Het hof komt niet toe aan bewijslevering. Het hof zal de bestreden beschikking bekrachtigen, voor zover die beschikking onderwerp is van dit hoger beroep (transitievergoeding en wettelijke verhoging). Het hof zal [appellante] veroordelen in de proceskosten van het hoger beroep.
3.7.6.
[verweerder] heeft verzocht om [appellante] te veroordelen in de werkelijk gemaakte proceskosten. Een dergelijke vordering is slechts toewijsbaar in geval van misbruik van procesrecht of onrechtmatig handelen.
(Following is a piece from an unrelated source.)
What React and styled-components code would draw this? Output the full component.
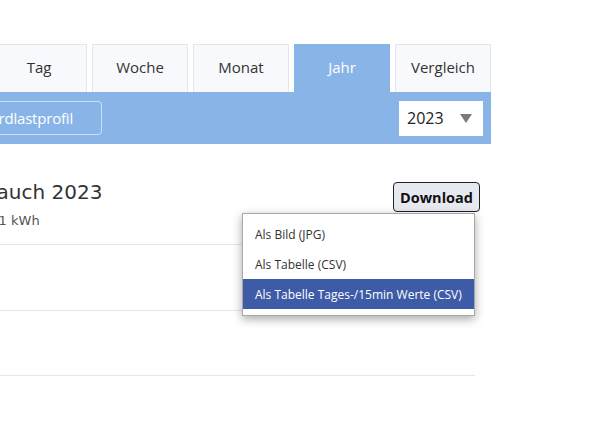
import React from "react";
import styled, { createGlobalStyle } from "styled-components";

const Global = createGlobalStyle`
  html, body { margin: 0; padding: 0; background: #fff; overflow: hidden; }
  body { font-family: "Open Sans", "Liberation Sans", sans-serif; color: #333; }
  * { box-sizing: border-box; }
`;

const BLUE = "#89b4e7";

const Page = styled.div`
  width: 589px;
  height: 431px;
  padding-top: 44px;
  overflow: hidden;
`;

const Panel = styled.div`
  width: 500px;
  margin-left: -9px;
`;

const Tabs = styled.div`
  display: flex;
  gap: 5px;
`;

const Tab = styled.div`
  width: 96px;
  height: 48px;
  display: flex;
  align-items: center;
  justify-content: center;
  font-size: 15px;
  background: ${(p) => (p.$active ? BLUE : "#f7f9fc")};
  color: ${(p) => (p.$active ? "#fff" : "#333")};
  border: 1px solid ${(p) => (p.$active ? BLUE : "#e3e7ec")};
  border-bottom: none;
  padding-bottom: 3px;
`;

const Toolbar = styled.div`
  height: 52px;
  background: ${BLUE};
  display: flex;
  align-items: center;
  justify-content: space-between;
  padding-right: 8px;
`;

const LeftGroup = styled.div`
  width: 111px;
  display: flex;
  justify-content: flex-end;
`;

const ProfileButton = styled.button`
  flex: none;
  height: 34px;
  padding: 0 28px 0 12px;
  border: 1px solid rgba(255, 255, 255, 0.55);
  border-radius: 4px;
  background: transparent;
  color: #fff;
  font-family: "Open Sans", sans-serif;
  font-size: 15px;
  letter-spacing: -0.2px;
  white-space: nowrap;
`;

const YearSelect = styled.div`
  width: 84px;
  height: 35px;
  background: #fff;
  display: flex;
  align-items: center;
  justify-content: space-between;
  padding: 0 11px 0 8px;
  font-size: 16px;
  color: #222;
`;

const Content = styled.div`
  margin-top: 36px;
  padding-right: 16px;
`;

const Header = styled.div`
  display: flex;
  justify-content: space-between;
  align-items: flex-start;
`;

const TitleBlock = styled.div`
  margin-left: -48px;
  font-family: "DejaVu Sans", sans-serif;
`;

const Title = styled.div`
  font-size: 20px;
  line-height: 24px;
  color: #333;
  white-space: nowrap;
`;

const Subtitle = styled.div`
  margin-top: 9px;
  padding-left: 6px;
  font-size: 13px;
  line-height: 16px;
  color: #555;
  white-space: nowrap;
`;

const DownloadWrap = styled.div`
  position: relative;
  margin-top: 2px;
  margin-right: -5px;
`;

const DownloadButton = styled.button`
  width: 87px;
  height: 30px;
  padding: 0;
  border: 1px solid #222;
  border-radius: 4px;
  background: #e7e9f1;
  color: #111;
  font-family: "Open Sans", sans-serif;
  font-weight: 700;
  font-size: 14.5px;
`;

const Menu = styled.div`
  position: absolute;
  top: 31px;
  right: 5px;
  width: 233px;
  padding: 5px 0 6px;
  background: #fff;
  border: 1px solid #a8a8a8;
  box-shadow: 0 3px 9px rgba(0, 0, 0, 0.35);
  z-index: 2;
`;

const MenuItem = styled.div`
  height: 30px;
  display: flex;
  align-items: center;
  padding-left: 12px;
  font-size: 12px;
  white-space: nowrap;
  background: ${(p) => (p.$active ? "#3e5ba8" : "transparent")};
  color: ${(p) => (p.$active ? "#fff" : "#333")};
`;

const List = styled.div`
  margin-top: 15px;
`;

const Row = styled.div`
  height: ${(p) => p.$h}px;
  border-top: 1px solid #e6e6e6;
`;

const Caret = () => (
  <svg width="12" height="9" viewBox="0 0 12 9">
    <polygon points="0,0 12,0 6,9" fill="#7a7a7a" />
  </svg>
);

export default function App() {
  const tabs = ["Tag", "Woche", "Monat", "Jahr", "Vergleich"];
  return (
    <Page>
      <Global />
      <Panel>
        <Tabs>
          {tabs.map((t) => (
            <Tab key={t} $active={t === "Jahr"}>
              {t}
            </Tab>
          ))}
        </Tabs>
        <Toolbar>
          <LeftGroup>
            <ProfileButton>Standardlastprofil</ProfileButton>
          </LeftGroup>
          <YearSelect>
            <span>2023</span>
            <Caret />
          </YearSelect>
        </Toolbar>
        <Content>
          <Header>
            <TitleBlock>
              <Title>Verbrauch 2023</Title>
              <Subtitle>12.534,1 kWh</Subtitle>
            </TitleBlock>
            <DownloadWrap>
              <DownloadButton>Download</DownloadButton>
              <Menu>
                <MenuItem>Als Bild (JPG)</MenuItem>
                <MenuItem>Als Tabelle (CSV)</MenuItem>
                <MenuItem $active>Als Tabelle Tages-/15min Werte (CSV)</MenuItem>
              </Menu>
            </DownloadWrap>
          </Header>
          <List>
            <Row $h={66} />
            <Row $h={65} />
            <Row $h={60} />
          </List>
        </Content>
      </Panel>
    </Page>
  );
}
Bij het aannemen van misbruik van procesrecht of onrechtmatig handelen door het aanspannen van een procedure past terughoudendheid, gelet op het recht op toegang tot de rechter dat mede gewaarborgd wordt door artikel 6 EVRM. Het verweer van [appellante] was niet evident ongegrond. Dat blijkt reeds uit het feit dat [appellante] uitspraken heeft aangehaald die een ondersteuning vormden voor haar standpunt. Het hof zal het verzoek van [verweerder] dus afwijzen en de proceskosten toewijzen conform het liquidatietarief. [verweerder] heeft ook nakosten gevraagd. Het hof zal deze toewijzen maar niet in het dictum vermelden. Immers, volgens vaste rechtspraak levert een kostenveroordeling ook voor de nakosten een executoriale titel op. Een veroordeling tot betaling van de proceskosten en de wettelijke rente daarover omvat dus een veroordeling tot betaling van de nakosten en de wettelijke rente daarover, met dien verstande dat de wettelijke rente over de nakosten die zijn verbonden aan noodzakelijke betekening van de uitspraak, is verschuldigd vanaf veertien dagen na die betekening (HR 10 juni 2022, ECLI:NL:HR:2022:853).

4.De beslissing

Het hof:
bekrachtigt de bestreden beschikking voor zover aan het oordeel van het hof onderworpen;
veroordeelt [appellante] in de proceskosten van het hoger beroep, en begroot die kosten tot op heden aan de zijde van [verweerder] op € 343,- aan griffierecht en op € 3.062,- aan salaris advocaat, en bepaalt dat deze bedragen binnen veertien dagen na de dag van deze uitspraak moeten zijn voldaan, bij gebreke waarvan deze bedragen worden vermeerderd met de wettelijke rente als bedoeld in artikel 6:119 BW daarover vanaf het einde van voormelde termijn tot aan de dag der voldoening;
verklaart deze proceskostenveroordeling uitvoerbaar bij voorraad;
wijst af het meer of anders verzochte.
Deze beschikking is gegeven door mrs. J.I.M.W. Bartelds, M. van Ham en B. Kloppert en is in het openbaar uitgesproken op 6 juli 2023.